Bug #3587
closedmon: election doesn't finish during heavy mon thrashing
0%
Description
While trying to trigger #3495 using
$ while [ 1 ]; do ./init-ceph restart mon.a ; sleep 30 ; done $ while [ 1 ]; do ./init-ceph restart mds.a ; sleep 2 ; done $ while [ 1 ]; do ./init-ceph restart osd.1 ; sleep 2 ; done
At a certain point in time, mon.a got stuck electing (which was noticed after canceling its restart loop). My suspicion is that it happened after #3495 was triggered on mon.b during, or right before, an election cycle.
I've attached both mon.a's and mon.b's logs; mon.b's log does have the stack trace from #3495, but might be useful to further inquire what has happened in case its failure had anything to do with the infinite election cycle.
Files
Updated by Joao Eduardo Luis over 11 years ago
- Subject changed from mon: election doesn't finish during heavy osd/mds thrashing to mon: election doesn't finish during heavy mon thrashing
Updated by Joao Eduardo Luis over 11 years ago
This is being caused by the fact that, from the other monitors point-of-view, mon.a never left the quorum, thus they just ignore its election proposals as being 'old'.

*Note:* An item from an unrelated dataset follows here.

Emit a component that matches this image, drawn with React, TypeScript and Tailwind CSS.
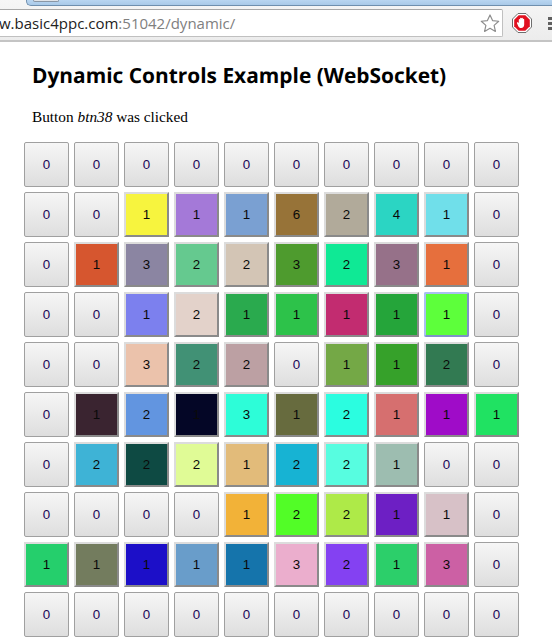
const Z = "";
const rows: [string, string][][] = [
  [["0", Z], ["0", Z], ["0", Z], ["0", Z], ["0", Z], ["0", Z], ["0", Z], ["0", Z], ["0", Z], ["0", Z]],
  [["0", Z], ["0", Z], ["1", "bg-[#f7f43e]"], ["1", "bg-[#a479d8]"], ["1", "bg-[#7aa0d2]"], ["6", "bg-[#977338]"], ["2", "bg-[#b1aa9a]"], ["4", "bg-[#2bd5c3]"], ["1", "bg-[#70dfea]"], ["0", Z]],
  [["0", Z], ["1", "bg-[#d6562f]"], ["3", "bg-[#8b85a2]"], ["2", "bg-[#65c98f]"], ["2", "bg-[#d3c5b5]"], ["3", "bg-[#4e9b2e]"], ["2", "bg-[#0fe995]"], ["3", "bg-[#967189]"], ["1", "bg-[#e66f3d]"], ["0", Z]],
  [["0", Z], ["0", Z], ["1", "bg-[#7c80ee]"], ["2", "bg-[#e3d2ca]"], ["1", "bg-[#2aaa4e]"], ["1", "bg-[#2dc24a]"], ["1", "bg-[#c22c70]"], ["1", "bg-[#25a53a]"], ["1", "bg-[#5dff3b]"], ["0", Z]],
  [["0", Z], ["0", Z], ["3", "bg-[#ebc2ab]"], ["2", "bg-[#419175]"], ["2", "bg-[#bca0a3]"], ["0", Z], ["1", "bg-[#74a846]"], ["1", "bg-[#36a12a]"], ["2", "bg-[#327a52]"], ["0", Z]],
  [["0", Z], ["1", "bg-[#3a2430]"], ["2", "bg-[#6295e0]"], ["1", "bg-[#040626]"], ["3", "bg-[#2dfdd8]"], ["1", "bg-[#676b3e]"], ["2", "bg-[#2bfde0]"], ["1", "bg-[#d66f6f]"], ["1", "bg-[#9f0cc8]"], ["1", "bg-[#20e262]"]],
  [["0", Z], ["2", "bg-[#3eb3d6]"], ["2", "bg-[#0e4a43]"], ["2", "bg-[#e0fb96]"], ["1", "bg-[#e2bb7a]"], ["2", "bg-[#17b3d3]"], ["2", "bg-[#57fde0]"], ["1", "bg-[#9dbdb0]"], ["0", Z], ["0", Z]],
  [["0", Z], ["0", Z], ["0", Z], ["0", Z], ["1", "bg-[#f2b238]"], ["2", "bg-[#52fd27]"], ["2", "bg-[#aeea48]"], ["1", "bg-[#6d1fc4]"], ["1", "bg-[#d7c1c7]"], ["0", Z]],
  [["1", "bg-[#25cf6c]"], ["1", "bg-[#737c5e]"], ["1", "bg-[#1c0fc8]"], ["1", "bg-[#699dca]"], ["1", "bg-[#1574ab]"], ["3", "bg-[#ebaecd]"], ["2", "bg-[#8441f2]"], ["1", "bg-[#2ccf6a]"], ["3", "bg-[#cc60a4]"], ["0", Z]],
  [["0", Z], ["0", Z], ["0", Z], ["0", Z], ["0", Z], ["0", Z], ["0", Z], ["0", Z], ["0", Z], ["0", Z]],
];

function Cell({ value, color, focused }: { value: string; color: string; focused: boolean }) {
  const base =
    "w-[45px] h-[45px] flex items-center justify-center text-[13.33px] font-['Liberation_Sans',sans-serif] ";
  if (!color) {
    return (
      <button className={base + "rounded-[2px] border border-[#a0a0a0] bg-gradient-to-b from-[#f6f6f6] to-[#dedede] text-[#1c0658]"}>
        {value}
      </button>
    );
  }
  const edge = focused
    ? "rounded-[2px] border-t-[#a9bff0] border-l-[#a9bff0] border-b-[#7f92c8] border-r-[#7f92c8]"
    : "border-t-[#dcdcdc] border-l-[#dcdcdc] border-b-[#8a8a8a] border-r-[#8a8a8a]";
  return <button className={base + "border-2 text-[#0a0a0a] " + edge + " " + color}>{value}</button>;
}

export default function App() {
  return (
    <div className="w-[552px] h-[643px] overflow-hidden bg-white">
      <header className="h-[42px] flex flex-col border-b-2 border-[#c4c4c4] bg-gradient-to-b from-[#f6f6f6] to-[#ececec]">
        <div className="h-[6px] pl-[26px] shrink-0">
          <div className="relative h-[6px] rounded-bl-[5px] border-l border-b border-[#6f8fae] bg-gradient-to-b from-[#b9d6f1] to-[#a9c9e8]">
            <div className="absolute left-[6px] top-0 w-[26px] h-[2px] rounded-b-[2px] bg-[#dfe3e8] border border-t-0 border-[#8a97a6]"></div>
          </div>
        </div>
        <div className="flex-1 flex items-center">
          <div className="w-[504px] h-[28px] bg-white border border-[#c0c0c0] border-t-[#a8a8a8] border-l-0 rounded-r-[2px] flex items-center overflow-hidden">
            <span className="text-[15px] whitespace-nowrap font-['Open_Sans',sans-serif] text-[#222222] -ml-[1px] flex-1">
              w.basic4ppc.com<span className="text-[#808080]">:51042/dynamic/</span>
            </span>
            <svg width="22" height="22" viewBox="0 0 24 22" className="mr-[1px] shrink-0">
              <path d="M12 2.2l2.8 6.2 6.7.7-5 4.5 1.4 6.6-5.900-3.400-5.900 3.400 1.400-6.600-5-4.500 6.700-.7z" fill="#ffffff" stroke="#8e8e8e" strokeWidth="1.3" strokeLinejoin="round" />
            </svg>
          </div>
          <svg width="20" height="20" viewBox="0 0 20 20" className="ml-[9px] shrink-0">
            <path d="M6 .5h8l5.500 5.500v8l-5.500 5.500H6L.5 14V6z" fill="#ffffff" stroke="#6e6e6e" strokeWidth="1" />
            <path d="M6.700 2.200h6.600l4.500 4.500v6.600l-4.500 4.500H6.700l-4.500-4.500V6.700z" fill="#e1101f" />
            <path d="M6.800 9.800V6.700c0-1 1.300-1 1.300 0V5.600c0-1 1.400-1 1.400 0v-.2c0-1 1.400-1 1.400 0v1c0-.9 1.300-.9 1.300 0v5.200c0 2.200-1.200 3.500-3 3.500-1.600 0-2.300-.8-3-2.200L5 10.300c-.4-.9.800-1.500 1.300-.6z" fill="#ffffff" />
          </svg>
          <div className="ml-[16px] w-[4px] flex flex-col gap-[2px] shrink-0">
            <div className="h-[3px] bg-[#606060]"></div>
            <div className="h-[3px] bg-[#606060]"></div>
            <div className="h-[3px] bg-[#606060]"></div>
          </div>
        </div>
      </header>
      <main className="pl-[24px]">
        <h1 className="pl-[8px] pt-[20px] h-[59px] text-[20.9px] leading-[29px] font-bold text-black font-['Open_Sans',sans-serif] whitespace-nowrap [text-rendering:geometricPrecision]">
          Dynamic Controls Example (WebSocket)
        </h1>
        <p className="pl-[8px] mt-[7px] h-[34px] text-[15.3px] leading-[18px] text-black font-['Liberation_Serif',serif]">
          Button <i>btn38</i> was clicked
        </p>
        <div className="grid grid-cols-[repeat(10,45px)] gap-[5px]">
          {rows.flatMap((r, i) =>
            r.map(([v, c], j) => <Cell key={`${i}-${j}`} value={v} color={c} focused={i === 3 && j === 8} />)
          )}
        </div>
      </main>
    </div>
  );
}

Also, there's the fact that the elector class is writing its election epochs to the store, each time they are bumped, but never reads them. This means that the monitor will always start with a election epoch of 1, regardless the last election it has seen. For this particular case, reading the election epoch would help, as it is the same as the remaining monitors and the election proposal would then go through. This is a corner-case, and it should be guaranteed that, when it happens, the other monitors will always have the same election epoch as mon.a; otherwise, it would mean that a new quorum had been formed, without mon.a in it, and we wouldn't stumble upon this situation.
Also, attaching mon.c's log, as it was the one that proved to bear more insight into the matter.
Updated by Joao Eduardo Luis over 11 years ago
- Status changed from New to Fix Under Review
Haven't been able to reproduce the bug since commit e6c15e73543593fc55ba3846197fb7f83f949bb7 from wip-3587.
Updated by Sage Weil over 11 years ago
- Status changed from Fix Under Review to Resolved